Rex Parker is an American artist, designer and illustrator. He and his three younger siblings were born and raised in the small farming town of Moweaqua, Illinois. As a youth, Parker earned the rank of Eagle Scout and lettered in basketball, but in his free time, he was always drawing. He earned a Bachelor of Arts in graphic design at Northern Illinois University in DeKalb, but his affection for classic Americana was not forgotten. Instead, it infuses his urbane style with warmth, for a result that is hip but not hard-edged.
In 1986, Parker established an award-winning design firm in Hinsdale, Illinois, later moving to Printers Row in Chicago before settling in Park Ridge, Illinois with his young family. Over the next 30 years, Rex helped Fortune 500 companies and other organizations increase brand awareness, expand market share and build product loyalty. Major clients have included Volvo Tennis Chicago, United Airlines, Whirlpool, Hyatt, T-Mobile, the John Deere Classic PGA Tournament and others.
Looking for art in unexpected places came naturally to Parker, and his new hometown was no exception. He began researching Park Ridge and learned that, from the late 1800s through the Depression, this commuter suburb had held world-class art colony status. By the 1990s, little but the landmark Pickwick Theater, an Art Deco masterpiece, stood in evidence of the town’s artful past. Parker’s passion was reinforced when other history-loving Park Ridge residents saved the historic Ianelli Studios and resurrected the equally renowned Kalo Silversmiths history.
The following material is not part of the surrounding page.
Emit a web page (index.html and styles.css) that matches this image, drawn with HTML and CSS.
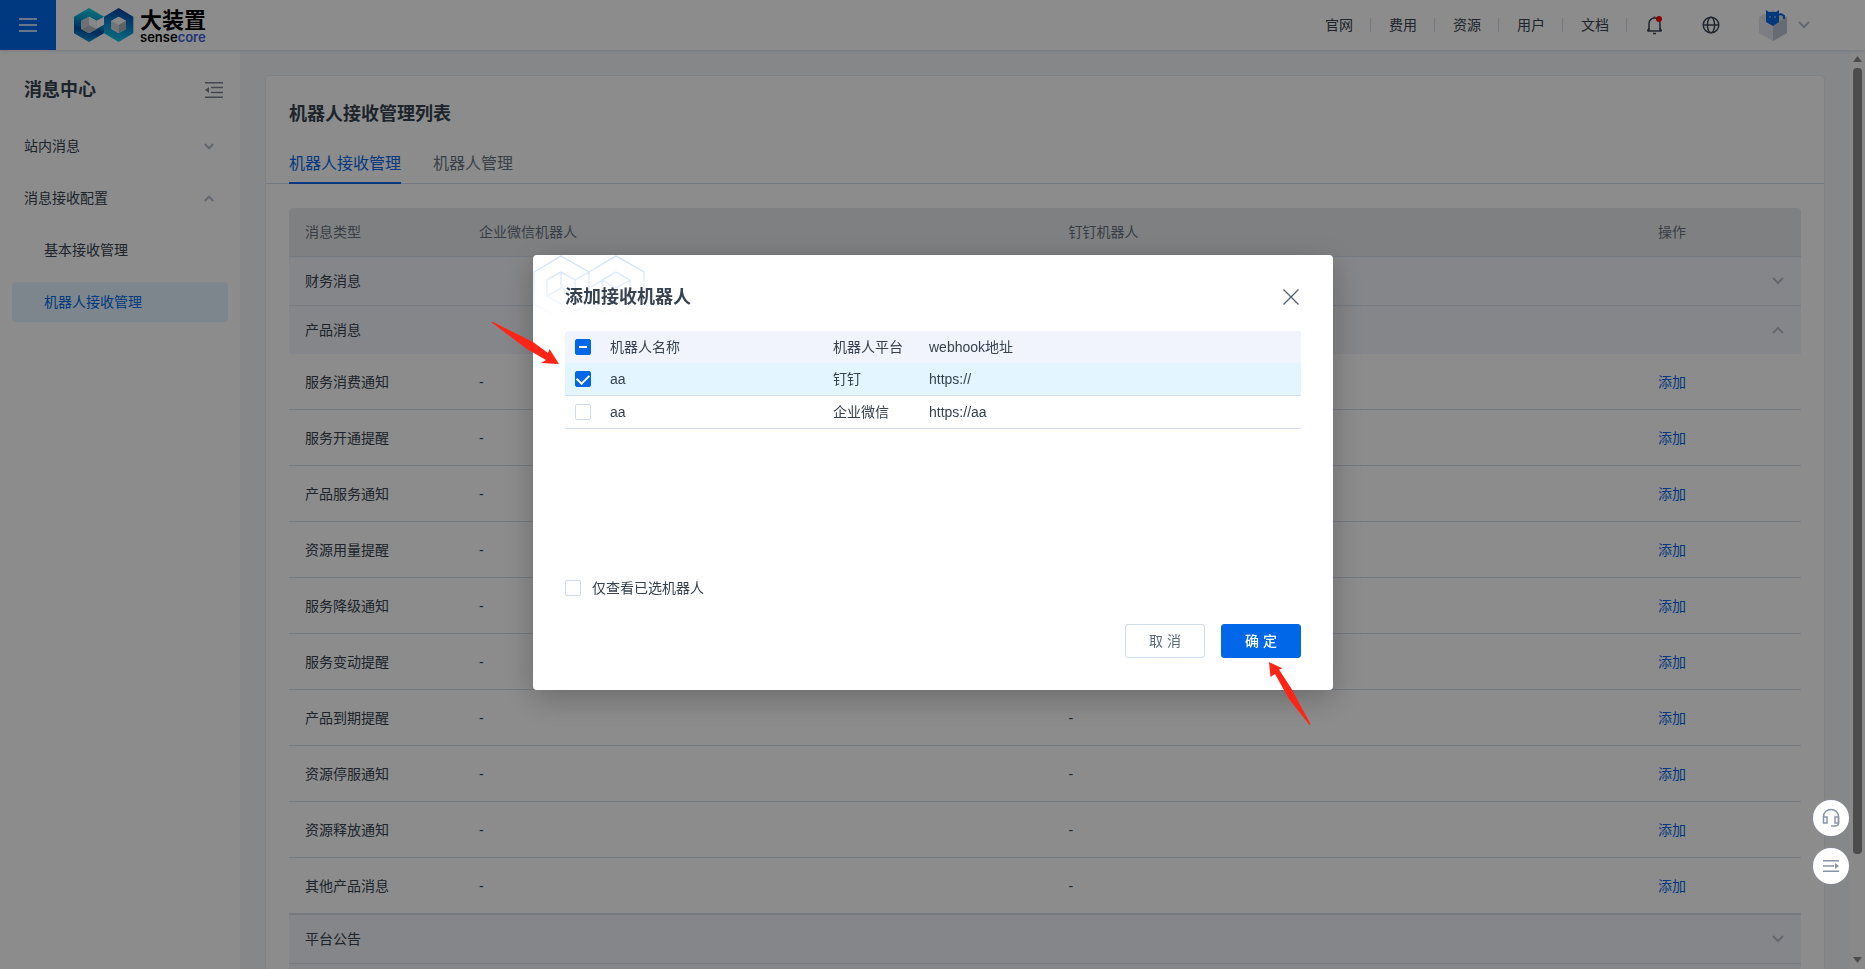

Elected to the City Council, Parker chaired the first Park Ridge Art Commission and personally discovered some of its now-popular outdoor sculptures, starting with The Storyteller in the garden of the Park Ridge Public Library. While busy with his corporate clients, Parker made time to create his uniquely colorful, Art Deco-inspired collectible posters for many local service organizations and institutions. His works included posters for citywide street fairs, outdoor concerts, local charity drives and more. He was hired to create the graphically bold “Games On!” poster series for Chicago’s Olympic bid and high-visibility themed posters for the Park Ridge Civic Orchestra’s concert series. Ranging back to his country roots, he revisited the era of drive-ins and road trips with his iconic “Route 66 Rocks” poster series.
Parker continued to revive the history of the Park Ridge Art Colony with his poster series celebrating Clara Barck Welles, Kalo, Grant Wood, Alfonso Iannelli, The Village Press, John Alden Carpenter and Frederick Goudy. One of his own favorite series centers on the Park Ridge building that first caught his artist’s eye. “Legends of the Pickwick Theatre” posters — herald movies, locally raised celebrity actors and other creatives that enriched the history of Park Ridge; a series some have called a modern Art Deco masterpiece. Parker simply calls it doing good works.